2. Deprioritize morning more aggressively than US strategies suggest

Canada-Specific Adjustment: If you are adapting US-developed campaign schedules or following US best practices, reduce morning budget allocation by approximately 25-30% to account for Canada's weaker morning window. Where a US strategy might allocate 20% of daily budget to 9-11 AM, a Canadian strategy should allocate closer to 14-15%.

This doesn't mean ignoring morning entirely - 17.6% of daily orders still occur in the morning window. But it does mean recognizing that early-morning campaigns in Canada face lower absolute opportunity than they do in the US. The 9:00 AM hour in Canada captures 4.8% of daily orders; in the US it captures 5.8%. That's a 17% difference in addressable market at that specific hour.

3. Maintain elevated evening presence through 9 PM

Canada-Specific Adjustment: Canadian evening hours (6-11 PM) capture 24.3% of daily orders, making them the second-strongest time window after midday. This is substantially higher than the US evening contribution of 19.2% and requires maintaining elevated campaign presence through evening hours.

Recommended approach: Keep paid media campaigns active with moderate-to-elevated bids through 9:00 PM. The 7 PM, 8 PM, and 9 PM hours each individually contribute over 5% of daily orders in Canada - higher than any single morning hour except 10 AM and 11 AM. Shutting down campaigns at 6 PM, as might be appropriate in the US, would mean walking away from 15% of daily volume that occurs after 6 PM in Canada.

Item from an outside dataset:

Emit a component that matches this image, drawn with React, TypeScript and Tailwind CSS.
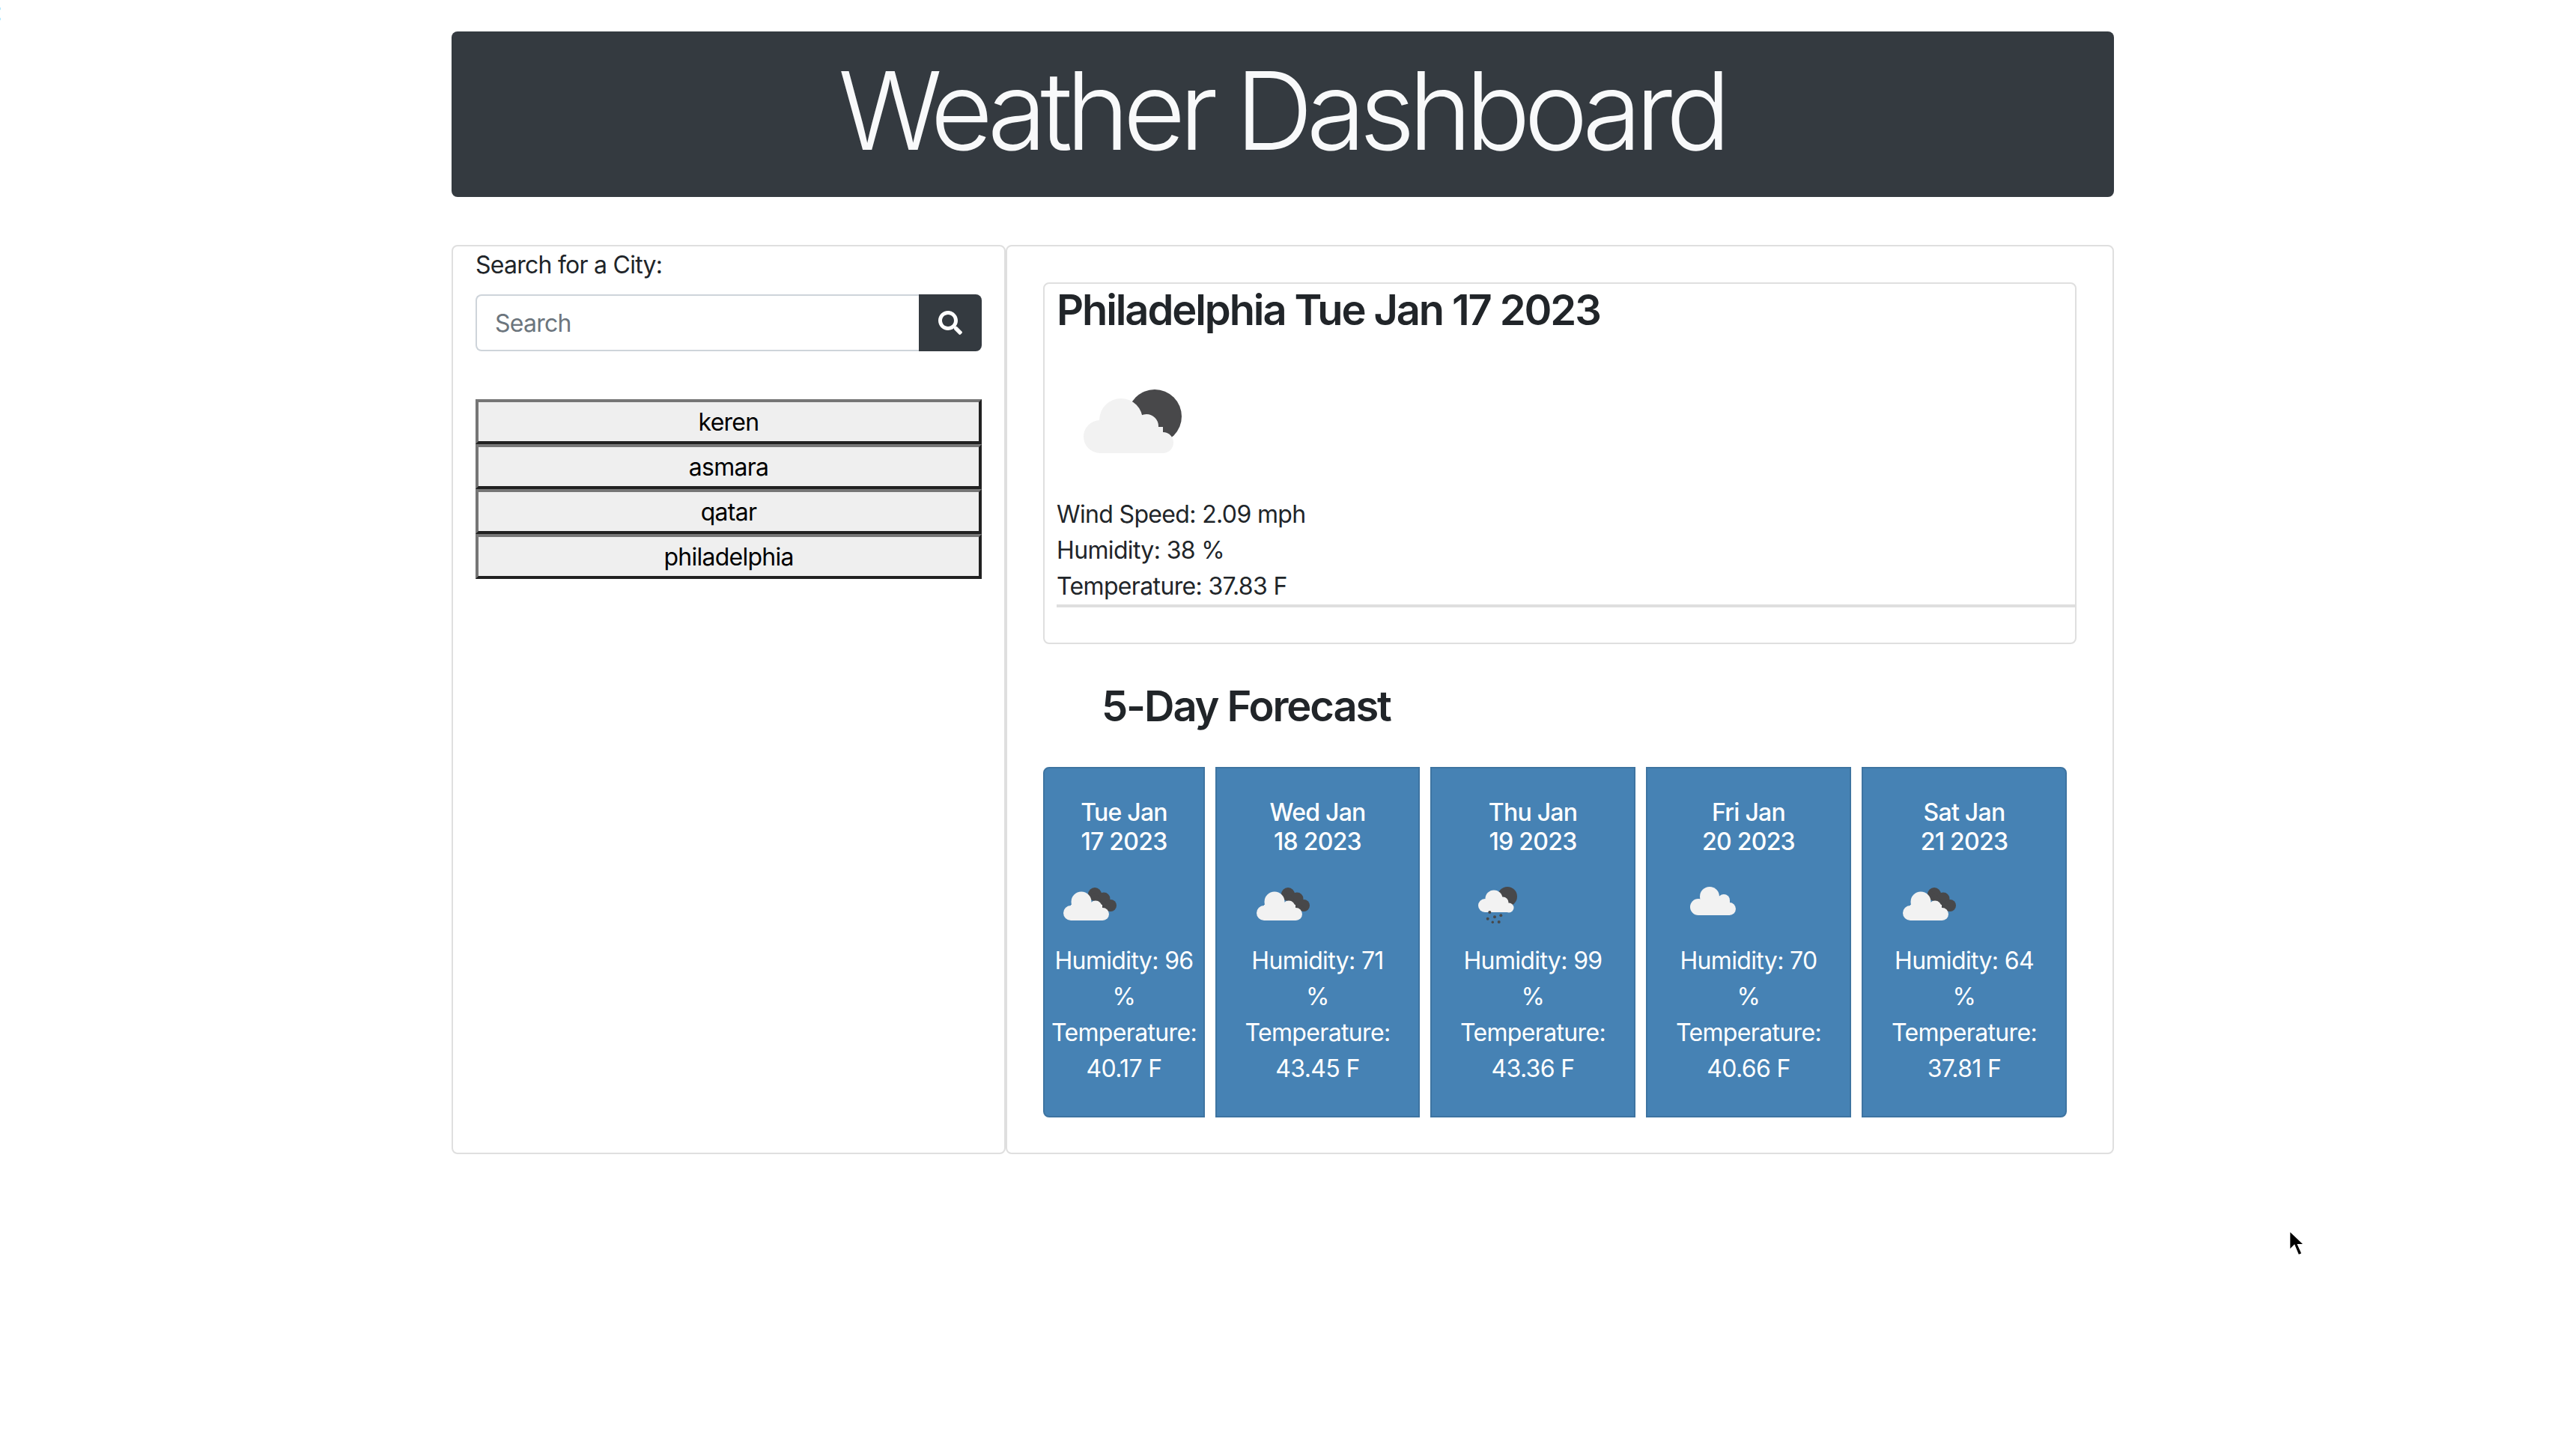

For email marketing, this suggests that evening send times (5-6 PM) may perform better in Canada than in the US, as emails sent in late afternoon will be opened during the sustained evening shopping window rather than during the sharp decline that characterizes US evenings.

4. Scale customer service and infrastructure for midday peak

Operational Requirement: Just as in the US, Canadian midday represents the highest-volume period for customer service inquiries, site traffic, and checkout activity. Customer support staffing, live chat availability, and site performance capacity should all be scaled to handle maximum load during the 11 AM-3 PM window.

Canadian merchants should not assume that evening represents the primary customer service window. While evening is stronger in Canada than in the US, it still represents only 24% of daily orders compared to midday's 37%. Staffing decisions optimized for evening volume create midday bottlenecks that impact the majority of daily transaction opportunities.

5. For cross-border merchants: Use midday as universal target

If you operate in both US and Canadian markets, the near-identical midday concentrations (36.4% vs. 36.9%) create a unified optimization opportunity. Use 11 AM-3 PM as the primary target for cross-border campaigns, product launches, and promotional activations. Both markets peak during this window, making it the most efficient schedule for unified strategies.

Apply market-specific adjustments only at the margins: extend US campaigns slightly into morning (9-11 AM) to capture the stronger US morning, and extend Canadian campaigns slightly into evening (through 9 PM) to capture the stronger Canadian evening. The core midday window remains the universal priority.

Conclusion

Canadian e-commerce timing follows the same fundamental structure as the US market - midday business hours dominate order volume in both geographies. The 11:00 AM to 3:00 PM window captures 36.9% of Canadian orders, nearly identical to the US figure of 36.4%.

However, Canadian-specific differences in morning and evening weight create optimization opportunities. Canadian morning is weaker (17.6% versus 23.4% in the US), suggesting that early-morning campaigns should be more conservative in Canada than US-calibrated strategies would recommend. Canadian evening is stronger (24.3% versus 19.2% in the US), suggesting that evening campaigns should be maintained more aggressively in Canada than they should be in the US.

The strategic takeaway is clear: Canadian merchants should center their timing strategies on the midday window, deprioritize morning relative to US benchmarks, and maintain meaningful evening presence through 9:00 PM. Cross-border merchants can use midday as a unified target across both markets, applying market-specific adjustments only at the margins.